I tried again and again after that and it never started again.

So that's where I am at right now. I will check the comprssion like you said tmw, and try to restart it. I will add fuel line antifreeze to it to see if that helps, but I don't think it's frozen as my fuel lines are new (2 wks ago) and filter too, and they are all clear and I can see fuel flowing through them.

the diagrams posted above are what my carb appears to be (judging from the outside appearance of my carb-have not disassembled it yet to be sure), so that possibly will be my next step. Anyone know what Bosch plug I need for the machine? And the gap? Thx guys.

trouts2




Location: Marlboro MA
Joined: Dec 8, 2007
Points: 1328

Re: 1988 Ariens 824-starting problems
Reply #5   Jan 20, 2009 2:27 am
RJ19LM,  J19LM

If your pulling and pulling or using the electric start a lot make frequent checks for the plug being wet.  It should be wet with lots of start attempts so useless to keep trying until it dries out. 

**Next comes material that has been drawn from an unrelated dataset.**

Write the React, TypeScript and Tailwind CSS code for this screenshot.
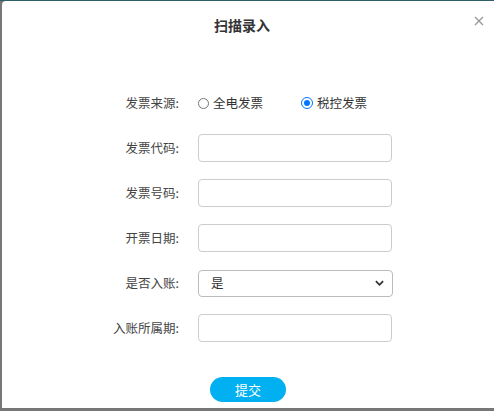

If the plug is dry after lots of start attempts dump some gas directly into the pulg hole to fire up,  If you have spark then you'll have gas, air and should be compression so a start.

If you can get it going you can try pushing the primer to keep it going.  Sometimes it works and just another verification that the carb needs cleaning.

There are a number of gas/carb possibilities for your problem mentioned above and spark worth checking also.   If  you have spark and cleaned the carb then it could be a sheared flywheel key.